• RECORDS FOR THIS EXERCISE:
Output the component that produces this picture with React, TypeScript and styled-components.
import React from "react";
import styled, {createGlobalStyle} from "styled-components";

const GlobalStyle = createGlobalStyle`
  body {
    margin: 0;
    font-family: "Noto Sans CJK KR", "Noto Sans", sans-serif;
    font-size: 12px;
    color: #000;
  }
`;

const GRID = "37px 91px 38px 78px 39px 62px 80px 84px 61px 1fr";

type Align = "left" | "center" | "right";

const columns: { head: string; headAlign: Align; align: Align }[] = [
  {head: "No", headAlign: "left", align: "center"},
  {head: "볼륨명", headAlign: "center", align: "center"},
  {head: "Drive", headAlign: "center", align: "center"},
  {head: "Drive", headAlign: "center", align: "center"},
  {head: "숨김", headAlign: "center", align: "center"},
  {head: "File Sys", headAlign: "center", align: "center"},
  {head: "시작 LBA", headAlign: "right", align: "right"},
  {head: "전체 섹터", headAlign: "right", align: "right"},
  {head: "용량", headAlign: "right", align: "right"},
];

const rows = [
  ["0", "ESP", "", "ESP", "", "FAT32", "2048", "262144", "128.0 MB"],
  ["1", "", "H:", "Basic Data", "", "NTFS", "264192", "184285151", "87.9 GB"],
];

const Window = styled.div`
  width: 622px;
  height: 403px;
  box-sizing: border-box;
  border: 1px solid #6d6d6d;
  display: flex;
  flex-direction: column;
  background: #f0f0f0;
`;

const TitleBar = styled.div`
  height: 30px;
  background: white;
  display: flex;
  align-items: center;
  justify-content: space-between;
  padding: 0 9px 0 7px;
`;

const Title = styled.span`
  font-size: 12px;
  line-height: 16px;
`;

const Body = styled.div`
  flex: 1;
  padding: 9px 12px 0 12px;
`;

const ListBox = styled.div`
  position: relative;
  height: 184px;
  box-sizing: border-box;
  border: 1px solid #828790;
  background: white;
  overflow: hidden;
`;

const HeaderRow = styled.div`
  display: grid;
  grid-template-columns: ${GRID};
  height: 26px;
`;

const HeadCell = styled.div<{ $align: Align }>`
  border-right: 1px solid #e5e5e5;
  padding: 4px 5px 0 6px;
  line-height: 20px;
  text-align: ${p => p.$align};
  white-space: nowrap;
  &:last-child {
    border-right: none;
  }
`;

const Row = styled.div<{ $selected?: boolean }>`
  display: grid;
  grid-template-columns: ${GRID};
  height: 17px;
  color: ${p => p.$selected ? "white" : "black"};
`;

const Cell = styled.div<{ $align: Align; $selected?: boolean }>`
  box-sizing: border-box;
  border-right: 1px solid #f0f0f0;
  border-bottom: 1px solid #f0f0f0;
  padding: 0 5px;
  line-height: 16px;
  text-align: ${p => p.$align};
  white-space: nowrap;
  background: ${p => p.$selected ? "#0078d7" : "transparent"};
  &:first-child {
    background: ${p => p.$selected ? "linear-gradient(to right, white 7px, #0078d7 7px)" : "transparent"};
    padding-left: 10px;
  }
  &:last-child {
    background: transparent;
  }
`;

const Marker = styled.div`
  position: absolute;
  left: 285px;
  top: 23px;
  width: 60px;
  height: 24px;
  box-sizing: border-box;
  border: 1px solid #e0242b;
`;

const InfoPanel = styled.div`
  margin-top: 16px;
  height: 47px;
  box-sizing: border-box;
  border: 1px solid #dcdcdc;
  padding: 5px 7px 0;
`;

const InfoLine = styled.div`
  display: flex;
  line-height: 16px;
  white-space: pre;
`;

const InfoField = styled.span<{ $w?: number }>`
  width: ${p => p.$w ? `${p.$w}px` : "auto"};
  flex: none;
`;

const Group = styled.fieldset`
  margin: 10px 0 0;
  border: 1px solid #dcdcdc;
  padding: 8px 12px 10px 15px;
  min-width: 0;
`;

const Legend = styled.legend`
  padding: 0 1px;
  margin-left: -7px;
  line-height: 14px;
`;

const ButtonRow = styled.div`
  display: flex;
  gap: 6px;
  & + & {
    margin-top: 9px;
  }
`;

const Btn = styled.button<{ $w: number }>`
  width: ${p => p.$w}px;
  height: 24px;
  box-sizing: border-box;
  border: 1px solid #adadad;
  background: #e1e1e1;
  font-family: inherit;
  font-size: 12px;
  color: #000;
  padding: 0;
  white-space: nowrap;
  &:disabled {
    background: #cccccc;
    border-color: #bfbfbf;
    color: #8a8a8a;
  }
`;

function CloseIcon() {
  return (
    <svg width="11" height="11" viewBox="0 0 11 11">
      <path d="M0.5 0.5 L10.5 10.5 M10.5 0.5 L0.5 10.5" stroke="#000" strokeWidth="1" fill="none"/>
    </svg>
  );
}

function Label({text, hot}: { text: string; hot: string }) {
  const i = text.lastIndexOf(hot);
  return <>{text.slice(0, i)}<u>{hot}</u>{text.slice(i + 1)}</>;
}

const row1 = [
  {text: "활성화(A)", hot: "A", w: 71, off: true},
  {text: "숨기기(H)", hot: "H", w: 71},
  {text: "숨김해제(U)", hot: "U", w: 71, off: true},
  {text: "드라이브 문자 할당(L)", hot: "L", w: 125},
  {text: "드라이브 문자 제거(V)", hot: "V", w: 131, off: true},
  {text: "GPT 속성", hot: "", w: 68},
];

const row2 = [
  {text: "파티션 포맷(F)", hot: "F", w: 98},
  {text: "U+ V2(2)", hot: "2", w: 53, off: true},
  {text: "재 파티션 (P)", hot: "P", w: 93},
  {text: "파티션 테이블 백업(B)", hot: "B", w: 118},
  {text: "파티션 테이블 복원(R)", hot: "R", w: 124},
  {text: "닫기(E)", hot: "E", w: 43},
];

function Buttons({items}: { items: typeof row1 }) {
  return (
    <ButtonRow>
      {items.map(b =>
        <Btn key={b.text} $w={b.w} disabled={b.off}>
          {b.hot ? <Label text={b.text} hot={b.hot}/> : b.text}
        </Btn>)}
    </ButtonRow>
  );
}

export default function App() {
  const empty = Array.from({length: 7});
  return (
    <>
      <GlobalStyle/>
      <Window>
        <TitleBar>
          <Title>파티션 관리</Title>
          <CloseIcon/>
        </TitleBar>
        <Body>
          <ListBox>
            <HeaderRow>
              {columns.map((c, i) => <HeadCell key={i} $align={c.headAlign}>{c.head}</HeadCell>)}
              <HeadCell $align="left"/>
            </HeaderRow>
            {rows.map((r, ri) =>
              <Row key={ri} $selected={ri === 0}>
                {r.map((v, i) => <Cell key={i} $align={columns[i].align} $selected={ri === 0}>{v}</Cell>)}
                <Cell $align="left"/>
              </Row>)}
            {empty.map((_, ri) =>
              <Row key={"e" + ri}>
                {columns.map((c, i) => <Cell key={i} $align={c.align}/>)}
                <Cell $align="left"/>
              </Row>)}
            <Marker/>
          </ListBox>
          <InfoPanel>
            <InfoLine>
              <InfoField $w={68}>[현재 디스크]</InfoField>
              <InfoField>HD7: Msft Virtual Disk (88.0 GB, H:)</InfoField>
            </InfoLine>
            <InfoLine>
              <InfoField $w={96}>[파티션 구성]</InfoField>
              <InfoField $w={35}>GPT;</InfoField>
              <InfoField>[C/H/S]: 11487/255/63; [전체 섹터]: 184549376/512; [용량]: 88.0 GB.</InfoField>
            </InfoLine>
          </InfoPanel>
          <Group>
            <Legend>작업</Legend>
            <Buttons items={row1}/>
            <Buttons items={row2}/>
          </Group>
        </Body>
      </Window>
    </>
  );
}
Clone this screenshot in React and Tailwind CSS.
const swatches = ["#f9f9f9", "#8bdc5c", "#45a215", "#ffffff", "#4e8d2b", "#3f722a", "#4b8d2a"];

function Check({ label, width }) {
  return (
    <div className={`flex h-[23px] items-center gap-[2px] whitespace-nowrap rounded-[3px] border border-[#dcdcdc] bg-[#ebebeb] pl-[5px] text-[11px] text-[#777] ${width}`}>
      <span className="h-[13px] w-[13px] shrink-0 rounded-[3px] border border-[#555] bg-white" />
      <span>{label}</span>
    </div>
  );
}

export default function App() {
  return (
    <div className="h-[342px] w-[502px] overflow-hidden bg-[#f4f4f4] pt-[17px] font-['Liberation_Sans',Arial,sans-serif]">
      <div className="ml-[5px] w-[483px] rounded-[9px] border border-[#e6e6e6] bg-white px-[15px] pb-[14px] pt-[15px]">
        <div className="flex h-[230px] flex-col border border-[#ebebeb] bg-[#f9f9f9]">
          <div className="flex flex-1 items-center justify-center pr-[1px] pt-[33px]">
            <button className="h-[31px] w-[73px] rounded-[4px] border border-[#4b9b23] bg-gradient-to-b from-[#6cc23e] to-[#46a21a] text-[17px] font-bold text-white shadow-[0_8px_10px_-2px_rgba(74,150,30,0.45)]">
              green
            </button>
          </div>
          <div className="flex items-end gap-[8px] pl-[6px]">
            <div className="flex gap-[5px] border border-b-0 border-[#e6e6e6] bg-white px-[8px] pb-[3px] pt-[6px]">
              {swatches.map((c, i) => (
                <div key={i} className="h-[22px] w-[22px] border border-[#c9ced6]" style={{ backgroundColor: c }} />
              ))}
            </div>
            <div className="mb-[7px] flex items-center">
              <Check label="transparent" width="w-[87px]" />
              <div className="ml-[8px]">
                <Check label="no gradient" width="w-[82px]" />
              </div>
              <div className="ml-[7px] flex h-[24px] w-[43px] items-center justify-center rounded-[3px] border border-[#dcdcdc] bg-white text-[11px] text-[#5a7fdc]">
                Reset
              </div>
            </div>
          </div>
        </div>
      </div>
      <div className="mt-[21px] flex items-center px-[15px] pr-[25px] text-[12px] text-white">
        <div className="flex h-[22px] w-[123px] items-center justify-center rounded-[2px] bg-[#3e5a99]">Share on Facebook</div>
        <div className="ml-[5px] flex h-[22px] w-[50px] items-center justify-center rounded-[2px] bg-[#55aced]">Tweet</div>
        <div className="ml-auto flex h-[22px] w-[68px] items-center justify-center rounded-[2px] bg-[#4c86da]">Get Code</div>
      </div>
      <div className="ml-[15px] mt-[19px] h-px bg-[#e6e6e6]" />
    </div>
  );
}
---
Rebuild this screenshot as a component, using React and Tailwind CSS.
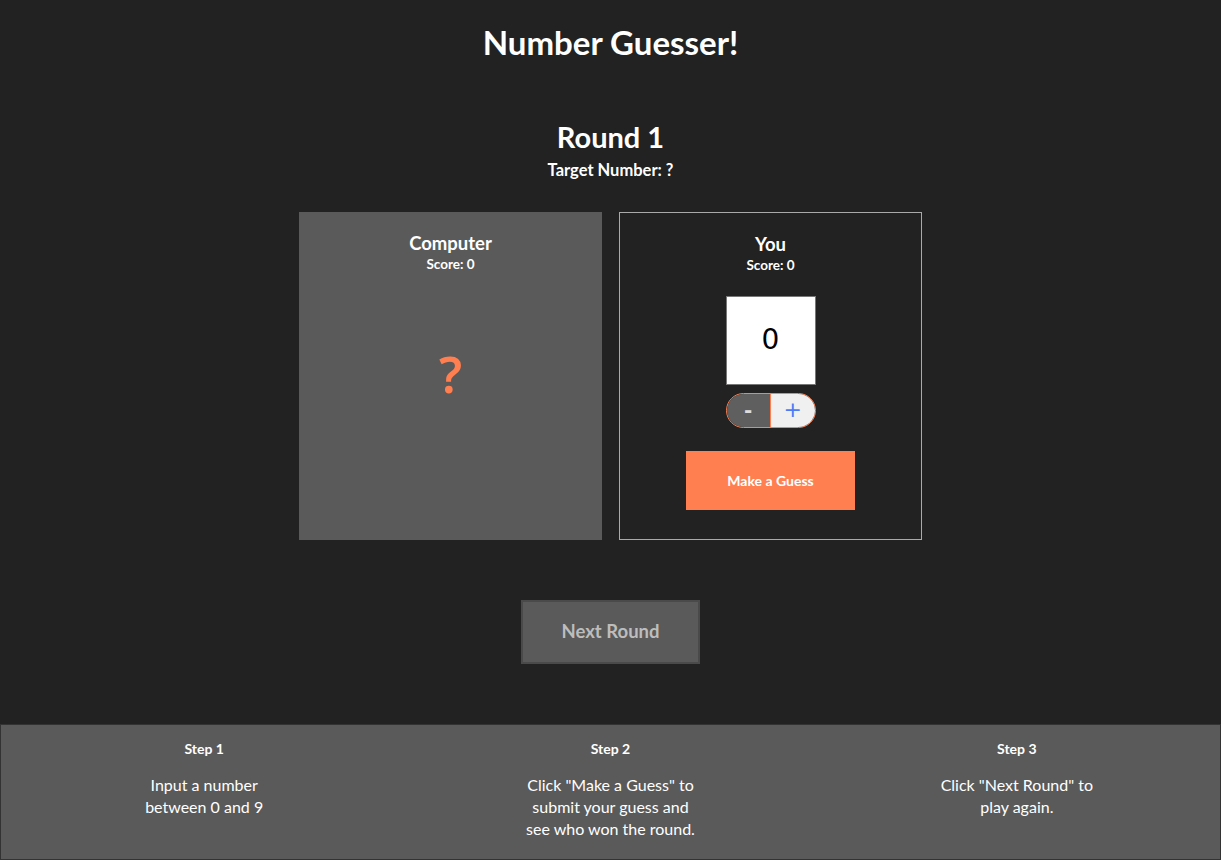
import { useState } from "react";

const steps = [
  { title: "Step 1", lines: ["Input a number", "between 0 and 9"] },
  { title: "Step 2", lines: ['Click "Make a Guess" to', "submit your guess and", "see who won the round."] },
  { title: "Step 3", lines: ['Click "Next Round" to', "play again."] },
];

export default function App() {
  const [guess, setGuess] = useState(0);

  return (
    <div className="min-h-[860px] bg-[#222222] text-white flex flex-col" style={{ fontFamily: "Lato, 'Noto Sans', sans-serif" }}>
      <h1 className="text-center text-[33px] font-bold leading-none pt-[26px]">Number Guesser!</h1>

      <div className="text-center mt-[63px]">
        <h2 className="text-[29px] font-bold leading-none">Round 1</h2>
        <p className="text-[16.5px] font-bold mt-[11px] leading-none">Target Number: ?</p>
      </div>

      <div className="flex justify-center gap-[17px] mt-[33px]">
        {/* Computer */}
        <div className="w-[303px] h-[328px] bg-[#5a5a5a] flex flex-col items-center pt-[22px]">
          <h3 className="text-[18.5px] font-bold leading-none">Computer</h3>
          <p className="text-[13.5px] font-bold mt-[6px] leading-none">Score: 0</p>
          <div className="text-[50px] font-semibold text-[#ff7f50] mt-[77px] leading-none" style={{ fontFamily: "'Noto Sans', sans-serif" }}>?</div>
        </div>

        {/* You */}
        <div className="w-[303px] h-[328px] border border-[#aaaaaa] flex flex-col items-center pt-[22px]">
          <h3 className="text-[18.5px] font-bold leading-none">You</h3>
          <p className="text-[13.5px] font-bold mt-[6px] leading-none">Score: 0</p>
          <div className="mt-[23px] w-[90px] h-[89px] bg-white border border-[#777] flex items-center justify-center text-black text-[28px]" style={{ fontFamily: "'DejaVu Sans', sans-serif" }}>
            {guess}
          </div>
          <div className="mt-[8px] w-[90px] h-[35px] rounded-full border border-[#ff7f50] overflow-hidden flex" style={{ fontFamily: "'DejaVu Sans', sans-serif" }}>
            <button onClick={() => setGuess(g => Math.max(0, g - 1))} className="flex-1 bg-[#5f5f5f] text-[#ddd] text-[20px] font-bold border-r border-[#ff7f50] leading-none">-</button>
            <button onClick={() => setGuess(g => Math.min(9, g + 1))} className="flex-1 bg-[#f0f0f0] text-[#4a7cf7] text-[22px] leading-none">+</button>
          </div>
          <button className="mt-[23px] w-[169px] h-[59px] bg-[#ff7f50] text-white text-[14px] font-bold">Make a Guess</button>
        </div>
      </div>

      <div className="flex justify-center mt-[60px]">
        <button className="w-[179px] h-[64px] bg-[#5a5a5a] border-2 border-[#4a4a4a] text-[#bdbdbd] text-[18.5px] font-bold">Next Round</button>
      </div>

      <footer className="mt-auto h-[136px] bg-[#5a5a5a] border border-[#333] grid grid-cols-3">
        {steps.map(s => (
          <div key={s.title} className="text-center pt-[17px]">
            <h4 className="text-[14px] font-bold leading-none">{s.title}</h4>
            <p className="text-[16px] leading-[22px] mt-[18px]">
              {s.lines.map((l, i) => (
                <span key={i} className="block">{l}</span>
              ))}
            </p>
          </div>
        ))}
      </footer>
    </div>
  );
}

• GIVEN REQUEST: Using the data above, copy exactly the lines from the one containing "Rebuild this screenshot" to the one containing "const [guess, setGuess] = useState(0);", inclusive. Exclude the pictures.

• FULL OUTPUT:
Rebuild this screenshot as a component, using React and Tailwind CSS.
import { useState } from "react";

const steps = [
  { title: "Step 1", lines: ["Input a number", "between 0 and 9"] },
  { title: "Step 2", lines: ['Click "Make a Guess" to', "submit your guess and", "see who won the round."] },
  { title: "Step 3", lines: ['Click "Next Round" to', "play again."] },
];

export default function App() {
  const [guess, setGuess] = useState(0);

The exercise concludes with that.